(begin)

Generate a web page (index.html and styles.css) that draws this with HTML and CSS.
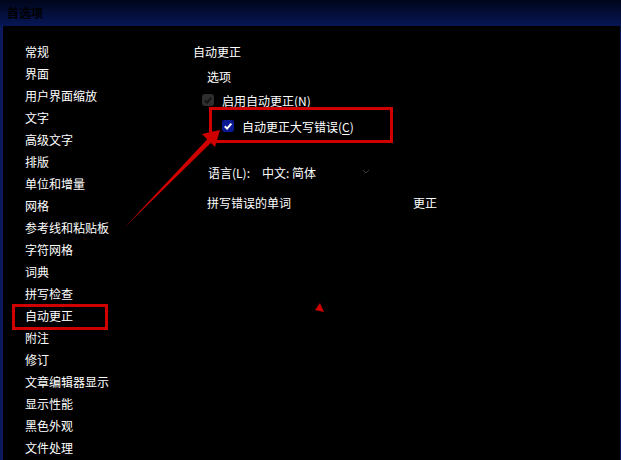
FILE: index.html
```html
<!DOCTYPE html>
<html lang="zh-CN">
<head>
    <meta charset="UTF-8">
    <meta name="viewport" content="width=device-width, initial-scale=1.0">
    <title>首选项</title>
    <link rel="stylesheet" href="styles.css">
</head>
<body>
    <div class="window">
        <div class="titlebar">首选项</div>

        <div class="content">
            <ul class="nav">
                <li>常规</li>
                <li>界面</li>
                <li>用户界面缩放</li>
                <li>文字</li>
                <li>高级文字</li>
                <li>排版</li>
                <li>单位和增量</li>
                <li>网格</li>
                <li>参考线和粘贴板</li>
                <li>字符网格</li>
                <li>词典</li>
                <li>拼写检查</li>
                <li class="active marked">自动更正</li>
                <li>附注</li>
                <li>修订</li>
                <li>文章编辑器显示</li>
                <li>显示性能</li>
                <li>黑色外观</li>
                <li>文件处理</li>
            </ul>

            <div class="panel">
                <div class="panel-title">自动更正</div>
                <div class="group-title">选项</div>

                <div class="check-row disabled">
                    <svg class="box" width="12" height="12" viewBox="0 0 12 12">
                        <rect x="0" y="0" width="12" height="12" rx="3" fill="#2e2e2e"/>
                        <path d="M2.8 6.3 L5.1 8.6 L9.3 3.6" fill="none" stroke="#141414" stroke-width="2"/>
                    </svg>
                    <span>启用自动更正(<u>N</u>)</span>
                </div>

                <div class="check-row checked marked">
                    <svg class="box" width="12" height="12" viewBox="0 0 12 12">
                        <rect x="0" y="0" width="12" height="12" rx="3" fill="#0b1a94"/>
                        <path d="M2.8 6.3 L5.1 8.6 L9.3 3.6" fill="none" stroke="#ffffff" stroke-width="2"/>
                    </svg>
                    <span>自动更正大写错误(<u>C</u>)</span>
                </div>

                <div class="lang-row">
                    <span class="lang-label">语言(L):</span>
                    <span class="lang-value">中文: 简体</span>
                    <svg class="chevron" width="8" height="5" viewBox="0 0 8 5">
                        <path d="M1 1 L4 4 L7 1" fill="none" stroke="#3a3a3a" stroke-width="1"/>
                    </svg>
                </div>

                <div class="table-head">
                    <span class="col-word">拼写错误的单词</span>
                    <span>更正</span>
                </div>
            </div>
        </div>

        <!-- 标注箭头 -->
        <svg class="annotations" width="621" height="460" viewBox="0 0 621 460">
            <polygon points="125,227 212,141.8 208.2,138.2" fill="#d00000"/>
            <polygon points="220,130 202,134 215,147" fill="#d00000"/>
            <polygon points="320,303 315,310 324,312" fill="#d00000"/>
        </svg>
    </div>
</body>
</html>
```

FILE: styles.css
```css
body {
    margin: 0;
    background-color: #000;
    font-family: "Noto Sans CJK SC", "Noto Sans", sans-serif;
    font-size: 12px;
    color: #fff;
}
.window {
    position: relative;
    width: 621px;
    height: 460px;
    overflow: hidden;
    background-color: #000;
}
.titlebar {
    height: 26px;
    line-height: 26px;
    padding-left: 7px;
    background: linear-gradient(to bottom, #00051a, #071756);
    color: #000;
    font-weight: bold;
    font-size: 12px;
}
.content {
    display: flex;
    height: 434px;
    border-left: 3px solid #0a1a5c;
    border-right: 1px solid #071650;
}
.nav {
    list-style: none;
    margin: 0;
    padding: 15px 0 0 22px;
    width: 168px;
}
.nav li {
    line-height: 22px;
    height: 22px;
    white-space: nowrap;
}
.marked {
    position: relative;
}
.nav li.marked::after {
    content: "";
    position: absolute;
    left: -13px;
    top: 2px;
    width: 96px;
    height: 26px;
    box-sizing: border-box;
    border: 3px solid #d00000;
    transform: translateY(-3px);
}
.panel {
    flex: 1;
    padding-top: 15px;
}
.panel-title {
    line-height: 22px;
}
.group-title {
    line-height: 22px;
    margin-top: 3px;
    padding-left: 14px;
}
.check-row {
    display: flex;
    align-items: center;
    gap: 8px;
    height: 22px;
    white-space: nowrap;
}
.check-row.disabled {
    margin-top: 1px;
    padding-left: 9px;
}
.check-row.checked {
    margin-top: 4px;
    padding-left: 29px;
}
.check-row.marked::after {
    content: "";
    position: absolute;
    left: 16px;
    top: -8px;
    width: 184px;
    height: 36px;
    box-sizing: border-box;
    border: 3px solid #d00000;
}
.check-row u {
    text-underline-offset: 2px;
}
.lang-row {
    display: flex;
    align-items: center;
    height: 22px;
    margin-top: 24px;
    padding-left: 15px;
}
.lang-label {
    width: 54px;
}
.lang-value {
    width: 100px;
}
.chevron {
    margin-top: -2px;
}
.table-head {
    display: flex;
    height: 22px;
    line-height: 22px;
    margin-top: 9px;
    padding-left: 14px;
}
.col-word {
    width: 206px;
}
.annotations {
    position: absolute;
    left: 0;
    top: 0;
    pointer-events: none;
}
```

(end)
(begin)

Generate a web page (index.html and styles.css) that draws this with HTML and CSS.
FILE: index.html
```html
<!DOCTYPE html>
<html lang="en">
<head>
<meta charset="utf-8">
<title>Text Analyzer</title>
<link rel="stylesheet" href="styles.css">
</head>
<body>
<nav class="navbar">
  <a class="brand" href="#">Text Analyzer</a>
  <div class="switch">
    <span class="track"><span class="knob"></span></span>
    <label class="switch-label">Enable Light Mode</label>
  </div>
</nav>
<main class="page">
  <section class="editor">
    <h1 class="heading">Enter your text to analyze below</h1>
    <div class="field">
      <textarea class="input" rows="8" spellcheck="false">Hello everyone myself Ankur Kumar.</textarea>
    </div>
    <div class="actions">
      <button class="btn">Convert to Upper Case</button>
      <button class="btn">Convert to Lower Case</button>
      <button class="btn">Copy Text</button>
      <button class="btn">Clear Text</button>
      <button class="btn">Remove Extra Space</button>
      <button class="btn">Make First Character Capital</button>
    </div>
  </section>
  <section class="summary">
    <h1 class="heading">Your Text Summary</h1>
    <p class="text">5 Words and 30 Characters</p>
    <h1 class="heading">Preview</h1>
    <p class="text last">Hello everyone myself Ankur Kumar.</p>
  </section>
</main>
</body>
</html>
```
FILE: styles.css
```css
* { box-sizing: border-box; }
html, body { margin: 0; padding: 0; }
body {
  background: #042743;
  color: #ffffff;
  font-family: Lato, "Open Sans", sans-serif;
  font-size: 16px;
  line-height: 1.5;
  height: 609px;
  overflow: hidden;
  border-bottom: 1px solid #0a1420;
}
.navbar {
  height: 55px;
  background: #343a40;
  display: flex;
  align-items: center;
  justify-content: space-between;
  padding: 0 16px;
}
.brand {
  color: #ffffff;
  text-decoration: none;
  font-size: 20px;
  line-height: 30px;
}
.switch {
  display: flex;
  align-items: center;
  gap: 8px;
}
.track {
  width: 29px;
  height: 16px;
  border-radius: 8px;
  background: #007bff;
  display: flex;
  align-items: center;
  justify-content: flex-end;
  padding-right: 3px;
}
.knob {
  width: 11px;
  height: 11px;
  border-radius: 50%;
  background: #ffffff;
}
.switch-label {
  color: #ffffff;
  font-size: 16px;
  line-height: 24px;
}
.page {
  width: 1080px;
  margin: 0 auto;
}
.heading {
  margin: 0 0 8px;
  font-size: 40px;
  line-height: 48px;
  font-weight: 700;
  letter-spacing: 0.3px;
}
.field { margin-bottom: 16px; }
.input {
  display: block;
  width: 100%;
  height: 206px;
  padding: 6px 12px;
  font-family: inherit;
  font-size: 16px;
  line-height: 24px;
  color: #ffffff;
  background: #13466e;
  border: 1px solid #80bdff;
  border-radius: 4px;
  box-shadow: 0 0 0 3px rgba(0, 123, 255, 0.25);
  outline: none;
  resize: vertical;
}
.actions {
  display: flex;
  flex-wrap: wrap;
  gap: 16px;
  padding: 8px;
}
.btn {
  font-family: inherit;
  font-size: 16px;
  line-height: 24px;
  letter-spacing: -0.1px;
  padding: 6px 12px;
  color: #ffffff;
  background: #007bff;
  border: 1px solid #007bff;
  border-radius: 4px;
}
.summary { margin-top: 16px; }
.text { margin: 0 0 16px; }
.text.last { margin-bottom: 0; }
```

(end)

§ **Aim**
Return a copy of every line that includes the word "page".

§ **Response to the task**
Generate a web page (index.html and styles.css) that draws this with HTML and CSS.
Generate a web page (index.html and styles.css) that draws this with HTML and CSS.
<main class="page">
.page {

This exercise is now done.